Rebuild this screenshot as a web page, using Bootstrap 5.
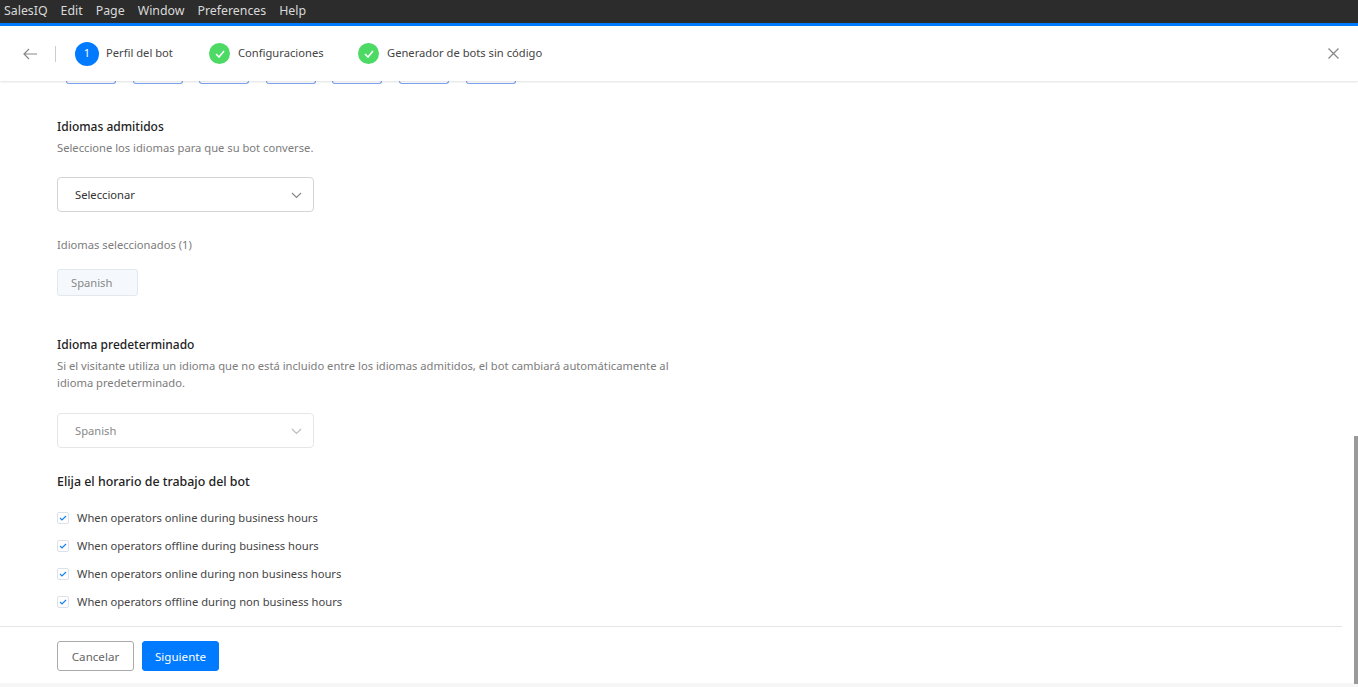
<!DOCTYPE html>
<html lang="es"><head><meta charset="utf-8"><title>SalesIQ</title>
<link href="https://cdn.jsdelivr.net/npm/bootstrap@5.3.0/dist/css/bootstrap.min.css" rel="stylesheet">
<style>
html,body{height:100%;overflow:hidden}
body{font-family:"Noto Sans",sans-serif;font-size:11.2px;color:#333;background:#fff}
.app{height:687px}
.menubar{height:23px;background:#2c2c2c;color:#d9d9d9;font-size:12.35px;padding-left:4px;gap:13px;line-height:21px}
.stripe{height:3px;background:#007bff}
.topbar{height:55px;background:#fff;box-shadow:0 1px 2px rgba(0,0,0,.12);z-index:2;padding-left:23px;padding-right:19px;color:#444}
.vsep{width:1px;height:16px;background:#ccc;margin:0 19px 0 18px}
.num{width:24px;height:24px;border-radius:50%;background:#007bff;color:#fff;font-size:11px;margin-right:7px}
.ok{width:21px;height:21px;border-radius:50%;background:#4cd964;margin-right:8px}
.step1{width:103px}.step2{width:120px}
.body-scroll{flex:1;min-height:0;padding-left:57px;overflow:hidden}
.tiles{height:3px;gap:16.6px;margin-left:9px}
.tile{width:50px;height:3px;border:1px solid #7aa3ee;border-top:0;border-radius:0 0 5px 5px}
.ttl{font-size:12px;font-weight:500;color:#222;line-height:18px}
.ttl.wide{font-size:12.4px}
.sub{color:#7c7c7c;line-height:17px}
.pick{width:257px;height:35px;border:1px solid #d4d4d4;border-radius:4px;padding:1px 11px 0 17px;color:#333}
.pick.off{border-color:#e6e6e6;color:#888}
.chip{width:81px;height:27px;background:#f5f8fc;border:1px solid #e3e8ef;border-radius:3px;color:#888;padding:1px 0 0 13px}
.chk{width:12px;height:12px;border:1px solid #dde2e9;border-radius:2px;margin-right:8px;margin-top:-1px}
.opt{height:28px;color:#444}
.thumb{position:absolute;right:0;top:436px;width:4px;height:248px;background:#9a9a9a}
.foot{height:57px;margin-right:16px;border-top:1px solid #e6e6e6;padding-left:57px;padding-top:2px;gap:8px}
.b-cancel,.b-next{height:30px;width:77px;font-size:11.6px;padding:1px 0 0;border-radius:3px}
.b-cancel{border:1px solid #aaa;color:#666;background:#fff}
.b-next{border:1px solid #007bff;background:#007bff;color:#fff}
.end{height:4px;background:#f6f6f6}
.gapa{margin-top:34px}.subgap{margin-top:3px}.subgap2{margin-top:3px}.gapb{margin-top:21px}.gapb2{margin-top:22px}.gapc{margin-top:24px}.gapd{margin-top:16px}.gape{margin-top:40px}.gapg{margin-top:25px}.gaph{margin-top:13px}
</style></head><body>
<div class="app d-flex flex-column position-relative">
<div class="menubar d-flex"><span>SalesIQ</span><span>Edit</span><span>Page</span><span>Window</span><span>Preferences</span><span>Help</span></div>
<div class="stripe"></div>
<div class="topbar d-flex align-items-center">
<svg width="14" height="12" viewBox="0 0 14 12" fill="none" stroke="#888" stroke-width="1.2"><path d="M14 6H1M6 1 1 6l5 5"/></svg>
<span class="vsep"></span>
<span class="num d-flex align-items-center justify-content-center">1</span><span class="step1">Perfil del bot</span>
<span class="ok d-flex align-items-center justify-content-center"><svg width="10" height="8" viewBox="0 0 10 8" fill="none" stroke="#fff" stroke-width="1.6"><path d="M1 4l3 3 5-6"/></svg></span><span class="step2">Configuraciones</span>
<span class="ok d-flex align-items-center justify-content-center"><svg width="10" height="8" viewBox="0 0 10 8" fill="none" stroke="#fff" stroke-width="1.6"><path d="M1 4l3 3 5-6"/></svg></span><span>Generador de bots sin código</span>
<svg class="ms-auto" width="11" height="11" viewBox="0 0 11 11" stroke="#888" stroke-width="1.3"><path d="M.5.5l10 10M10.500.5l-10 10"/></svg>
</div>
<div class="body-scroll">
<div class="tiles d-flex"><i class="tile"></i><i class="tile"></i><i class="tile"></i><i class="tile"></i><i class="tile"></i><i class="tile"></i><i class="tile"></i></div>
<div class="ttl gapa">Idiomas admitidos</div>
<div class="sub subgap">Seleccione los idiomas para que su bot converse.</div>
<div class="pick d-flex align-items-center justify-content-between gapb"><span>Seleccionar</span><svg width="11" height="7" viewBox="0 0 11 7" fill="none" stroke="#888" stroke-width="1.2"><path d="M1 1l4.500 4.500L10 1"/></svg></div>
<div class="sub gapc">Idiomas seleccionados (1)</div>
<div class="chip d-flex align-items-center gapd">Spanish</div>
<div class="ttl gape">Idioma predeterminado</div>
<div class="sub subgap2">Si el visitante utiliza un idioma que no está incluido entre los idiomas admitidos, el bot cambiará automáticamente al<br>idioma predeterminado.</div>
<div class="pick off d-flex align-items-center justify-content-between gapb2"><span>Spanish</span><svg width="11" height="7" viewBox="0 0 11 7" fill="none" stroke="#bbb" stroke-width="1.2"><path d="M1 1l4.500 4.500L10 1"/></svg></div>
<div class="ttl wide gapg">Elija el horario de trabajo del bot</div>
<div class="gaph">
<div class="opt d-flex align-items-center"><span class="chk d-flex align-items-center justify-content-center"><svg width="8" height="6" viewBox="0 0 8 6" fill="none" stroke="#1a82f0" stroke-width="1.2"><path d="M1 3l2 2 4-4"/></svg></span>When operators online during business hours</div>
<div class="opt d-flex align-items-center"><span class="chk d-flex align-items-center justify-content-center"><svg width="8" height="6" viewBox="0 0 8 6" fill="none" stroke="#1a82f0" stroke-width="1.2"><path d="M1 3l2 2 4-4"/></svg></span>When operators offline during business hours</div>
<div class="opt d-flex align-items-center"><span class="chk d-flex align-items-center justify-content-center"><svg width="8" height="6" viewBox="0 0 8 6" fill="none" stroke="#1a82f0" stroke-width="1.2"><path d="M1 3l2 2 4-4"/></svg></span>When operators online during non business hours</div>
<div class="opt d-flex align-items-center"><span class="chk d-flex align-items-center justify-content-center"><svg width="8" height="6" viewBox="0 0 8 6" fill="none" stroke="#1a82f0" stroke-width="1.2"><path d="M1 3l2 2 4-4"/></svg></span>When operators offline during non business hours</div>
</div>
</div>
<div class="foot d-flex align-items-center"><button class="btn b-cancel">Cancelar</button><button class="btn b-next">Siguiente</button></div>
<div class="end"></div>
<div class="thumb"></div>
</div>
</body></html>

Written exercise
Transcribe all of the material exactly, leaving out whatever pictures it contains.

Solution
Rebuild this screenshot as a web page, using Bootstrap 5.
<!DOCTYPE html>
<html lang="es"><head><meta charset="utf-8"><title>SalesIQ</title>
<link href="https://cdn.jsdelivr.net/npm/bootstrap@5.3.0/dist/css/bootstrap.min.css" rel="stylesheet">
<style>
html,body{height:100%;overflow:hidden}
body{font-family:"Noto Sans",sans-serif;font-size:11.2px;color:#333;background:#fff}
.app{height:687px}
.menubar{height:23px;background:#2c2c2c;color:#d9d9d9;font-size:12.35px;padding-left:4px;gap:13px;line-height:21px}
.stripe{height:3px;background:#007bff}
.topbar{height:55px;background:#fff;box-shadow:0 1px 2px rgba(0,0,0,.12);z-index:2;padding-left:23px;padding-right:19px;color:#444}
.vsep{width:1px;height:16px;background:#ccc;margin:0 19px 0 18px}
.num{width:24px;height:24px;border-radius:50%;background:#007bff;color:#fff;font-size:11px;margin-right:7px}
.ok{width:21px;height:21px;border-radius:50%;background:#4cd964;margin-right:8px}
.step1{width:103px}.step2{width:120px}
.body-scroll{flex:1;min-height:0;padding-left:57px;overflow:hidden}
.tiles{height:3px;gap:16.6px;margin-left:9px}
.tile{width:50px;height:3px;border:1px solid #7aa3ee;border-top:0;border-radius:0 0 5px 5px}
.ttl{font-size:12px;font-weight:500;color:#222;line-height:18px}
.ttl.wide{font-size:12.4px}
.sub{color:#7c7c7c;line-height:17px}
.pick{width:257px;height:35px;border:1px solid #d4d4d4;border-radius:4px;padding:1px 11px 0 17px;color:#333}
.pick.off{border-color:#e6e6e6;color:#888}
.chip{width:81px;height:27px;background:#f5f8fc;border:1px solid #e3e8ef;border-radius:3px;color:#888;padding:1px 0 0 13px}
.chk{width:12px;height:12px;border:1px solid #dde2e9;border-radius:2px;margin-right:8px;margin-top:-1px}
.opt{height:28px;color:#444}
.thumb{position:absolute;right:0;top:436px;width:4px;height:248px;background:#9a9a9a}
.foot{height:57px;margin-right:16px;border-top:1px solid #e6e6e6;padding-left:57px;padding-top:2px;gap:8px}
.b-cancel,.b-next{height:30px;width:77px;font-size:11.6px;padding:1px 0 0;border-radius:3px}
.b-cancel{border:1px solid #aaa;color:#666;background:#fff}
.b-next{border:1px solid #007bff;background:#007bff;color:#fff}
.end{height:4px;background:#f6f6f6}
.gapa{margin-top:34px}.subgap{margin-top:3px}.subgap2{margin-top:3px}.gapb{margin-top:21px}.gapb2{margin-top:22px}.gapc{margin-top:24px}.gapd{margin-top:16px}.gape{margin-top:40px}.gapg{margin-top:25px}.gaph{margin-top:13px}
</style></head><body>
<div class="app d-flex flex-column position-relative">
<div class="menubar d-flex"><span>SalesIQ</span><span>Edit</span><span>Page</span><span>Window</span><span>Preferences</span><span>Help</span></div>
<div class="stripe"></div>
<div class="topbar d-flex align-items-center">
<svg width="14" height="12" viewBox="0 0 14 12" fill="none" stroke="#888" stroke-width="1.2"><path d="M14 6H1M6 1 1 6l5 5"/></svg>
<span class="vsep"></span>
<span class="num d-flex align-items-center justify-content-center">1</span><span class="step1">Perfil del bot</span>
<span class="ok d-flex align-items-center justify-content-center"><svg width="10" height="8" viewBox="0 0 10 8" fill="none" stroke="#fff" stroke-width="1.6"><path d="M1 4l3 3 5-6"/></svg></span><span class="step2">Configuraciones</span>
<span class="ok d-flex align-items-center justify-content-center"><svg width="10" height="8" viewBox="0 0 10 8" fill="none" stroke="#fff" stroke-width="1.6"><path d="M1 4l3 3 5-6"/></svg></span><span>Generador de bots sin código</span>
<svg class="ms-auto" width="11" height="11" viewBox="0 0 11 11" stroke="#888" stroke-width="1.3"><path d="M.5.5l10 10M10.500.5l-10 10"/></svg>
</div>
<div class="body-scroll">
<div class="tiles d-flex"><i class="tile"></i><i class="tile"></i><i class="tile"></i><i class="tile"></i><i class="tile"></i><i class="tile"></i><i class="tile"></i></div>
<div class="ttl gapa">Idiomas admitidos</div>
<div class="sub subgap">Seleccione los idiomas para que su bot converse.</div>
<div class="pick d-flex align-items-center justify-content-between gapb"><span>Seleccionar</span><svg width="11" height="7" viewBox="0 0 11 7" fill="none" stroke="#888" stroke-width="1.2"><path d="M1 1l4.500 4.500L10 1"/></svg></div>
<div class="sub gapc">Idiomas seleccionados (1)</div>
<div class="chip d-flex align-items-center gapd">Spanish</div>
<div class="ttl gape">Idioma predeterminado</div>
<div class="sub subgap2">Si el visitante utiliza un idioma que no está incluido entre los idiomas admitidos, el bot cambiará automáticamente al<br>idioma predeterminado.</div>
<div class="pick off d-flex align-items-center justify-content-between gapb2"><span>Spanish</span><svg width="11" height="7" viewBox="0 0 11 7" fill="none" stroke="#bbb" stroke-width="1.2"><path d="M1 1l4.500 4.500L10 1"/></svg></div>
<div class="ttl wide gapg">Elija el horario de trabajo del bot</div>
<div class="gaph">
<div class="opt d-flex align-items-center"><span class="chk d-flex align-items-center justify-content-center"><svg width="8" height="6" viewBox="0 0 8 6" fill="none" stroke="#1a82f0" stroke-width="1.2"><path d="M1 3l2 2 4-4"/></svg></span>When operators online during business hours</div>
<div class="opt d-flex align-items-center"><span class="chk d-flex align-items-center justify-content-center"><svg width="8" height="6" viewBox="0 0 8 6" fill="none" stroke="#1a82f0" stroke-width="1.2"><path d="M1 3l2 2 4-4"/></svg></span>When operators offline during business hours</div>
<div class="opt d-flex align-items-center"><span class="chk d-flex align-items-center justify-content-center"><svg width="8" height="6" viewBox="0 0 8 6" fill="none" stroke="#1a82f0" stroke-width="1.2"><path d="M1 3l2 2 4-4"/></svg></span>When operators online during non business hours</div>
<div class="opt d-flex align-items-center"><span class="chk d-flex align-items-center justify-content-center"><svg width="8" height="6" viewBox="0 0 8 6" fill="none" stroke="#1a82f0" stroke-width="1.2"><path d="M1 3l2 2 4-4"/></svg></span>When operators offline during non business hours</div>
</div>
</div>
<div class="foot d-flex align-items-center"><button class="btn b-cancel">Cancelar</button><button class="btn b-next">Siguiente</button></div>
<div class="end"></div>
<div class="thumb"></div>
</div>
</body></html>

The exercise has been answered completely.